By the time her illness was diagnosed as endometriosis, it was too late. Too late for the life she might have chosen. Her endocrine system was shot, the disease was chronic, she was infertile and, lest insult failed to follow injury, she ballooned from her natural Twiggy-self to a woman who wears clothes in sizes she didn't know existed. And, yes, she is very angry about it. People say to her, "You're really angry, aren't you?" allying themselves to today's politically correct disapproval of the emotion, as though it were something militantly negative and destructive, something a proper person would have grown out of by now, or at least have the grace to repress or deny.
And perhaps she might be less angry had the situation changed very much. A few weeks ago, she wrote an article in the Guardian giving her views on the subject and has since received communications from young women currently in receipt of the "It's all in your mind" diagnosis, plus a missive from a retired woman doctor advising her not to be such a whinger. How can she leave it alone, "go on with her life", as the arch-guardians of banality phrase it? "I am not putting up an anti-doctor diatribe," she says. "I am merely saying there is an alternative way of thinking that does not involve supporting and colluding with colleagues who have made mistakes.
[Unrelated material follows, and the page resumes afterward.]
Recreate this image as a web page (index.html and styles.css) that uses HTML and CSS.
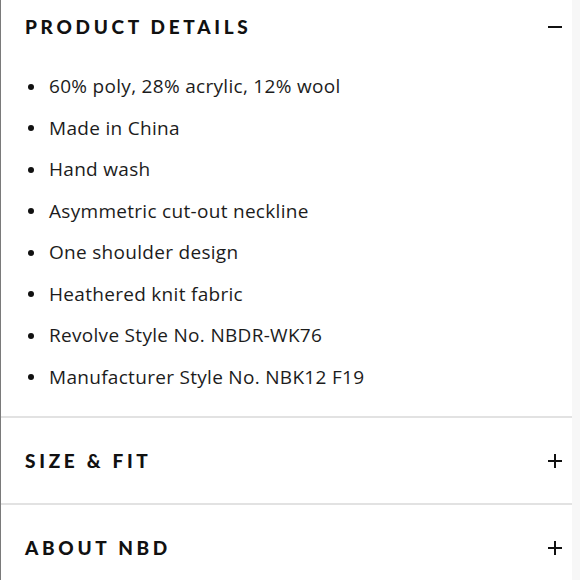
FILE: index.html
```html
<!DOCTYPE html>
<html>
<head>
<meta charset="utf-8">
<link rel="stylesheet" href="styles.css">
</head>
<body>
<div class="panel">
  <section class="acc open">
    <div class="acc-head first">
      <h2>PRODUCT DETAILS</h2>
      <span class="icon minus"></span>
    </div>
    <ul class="details">
      <li>60% poly, 28% acrylic, 12% wool</li>
      <li>Made in China</li>
      <li>Hand wash</li>
      <li>Asymmetric cut-out neckline</li>
      <li>One shoulder design</li>
      <li>Heathered knit fabric</li>
      <li>Revolve Style No. NBDR-WK76</li>
      <li>Manufacturer Style No. NBK12 F19</li>
    </ul>
  </section>
  <section class="acc">
    <div class="acc-head">
      <h2>SIZE &amp; FIT</h2>
      <span class="icon plus"></span>
    </div>
  </section>
  <section class="acc last">
    <div class="acc-head">
      <h2>ABOUT NBD</h2>
      <span class="icon plus"></span>
    </div>
  </section>
</div>
</body>
</html>
```

FILE: styles.css
```css
html, body {
  margin: 0;
  padding: 0;
  background: #f7f7f7;
  height: 100%;
}
body {
  font-family: "Open Sans", "Liberation Sans", sans-serif;
  color: #111;
  overflow: hidden;
}
.panel {
  width: 571px;
  min-height: 100%;
  background: #fff;
  border-left: 1px solid #7a7a7a;
}
.acc {
  border-bottom: 2px solid #e2e2e2;
}
.acc.last {
  border-bottom: none;
}
.acc-head {
  height: 85px;
  display: flex;
  align-items: center;
  justify-content: space-between;
  padding: 0 10px 0 24px;
}
.acc-head.first {
  height: 53px;
}
.acc-head h2 {
  margin: 0;
  font-family: Lato, "Liberation Sans", sans-serif;
  font-size: 19px;
  font-weight: 900;
  letter-spacing: 3.7px;
  color: #111;
}
.icon {
  position: relative;
  width: 14px;
  height: 14px;
}
.icon::before,
.icon::after {
  content: "";
  position: absolute;
  background: #111;
}
.icon::before {
  left: 0;
  top: 6px;
  width: 14px;
  height: 2px;
}
.plus::after {
  left: 6px;
  top: 0;
  width: 2px;
  height: 14px;
}
.details {
  list-style: none;
  margin: 13px 0 0;
  padding: 0 0 18px 27px;
  font-size: 19px;
  letter-spacing: 0.3px;
  line-height: 41.5px;
  color: #1c1c1c;
}
.details li {
  display: flex;
  align-items: center;
  gap: 15px;
}
.details li::before {
  content: "";
  width: 6px;
  height: 6px;
  border-radius: 50%;
  background: #111;
  flex: none;
}
```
You can't enforce it, but you have to try. And if that makes them think back through their entire lives, then so much the better."
She has a good doctor now, one of those chaps who listens to you and says, "If you find anything interesting on the net, be sure and let me know." Which makes a refreshing change from the ones who go all sarky if you take an intelligent interest in what ails you and inquire where you got your medical degree. And then again, had she not been chronically ill, she would probably never have become a writer, it being an enterprise you can conduct from the sanctuary of your sickbed if you have to. Illness, she says, does concentrate the mind. It restricts your choices rather as lack of education or lack of money does. You marshal your energy, cram in as much as you can while you feel well, against the likelihood of feeling not so hot in the future. You can cope. In her case, to the effect of securing herself a serious place in the history of English literature. This is entirely comprehensible to me. I have often noticed that people with debilitating or chronic illnesses seem to have more psychic energy than anyone else. I had imagined it was a compensatory gift, but of course it isn't. It's a pragmatic decision you can make if you have two brain cells to rub together. The big thwart, the loss of the choice of motherhood, is a more complicated struggle, because it involves instinct - and instincts, as Mantel has discovered, are "kind of ghosts".
You know intellectually that you are never going to have children, but you don't know it all through. Mantel was always one of those women who shopped and cooked as though for an imaginary tribe, a meal for two would be extended to accommodate the possibility of visitors turning up out of the blue. That was the rationalisation. She lived in houses with umpteen rooms. What was it all for but the children who would be coming?
There seemed to be no end to it, particularly since ghost children never grow up and leave home. And then the ghosts just dropped into place. She gave up two houses, huge shopping lists and living life as if, as if, as if... Giving Up The Ghost draws the line, ends a section, done that, story over. "It is essential," she says, "for a writer to know when the chapter is finished." She calls it The Clean Slate, but it's not really about getting a clean slate, it's about the exploration of the idea of a clean slate.
"In my kitchen now," she says with smug satisfaction, "there is no storage space."
· Giving Up The Ghost, by Hilary Mantel, is published by Fourth Estate on May 8 at £16.99.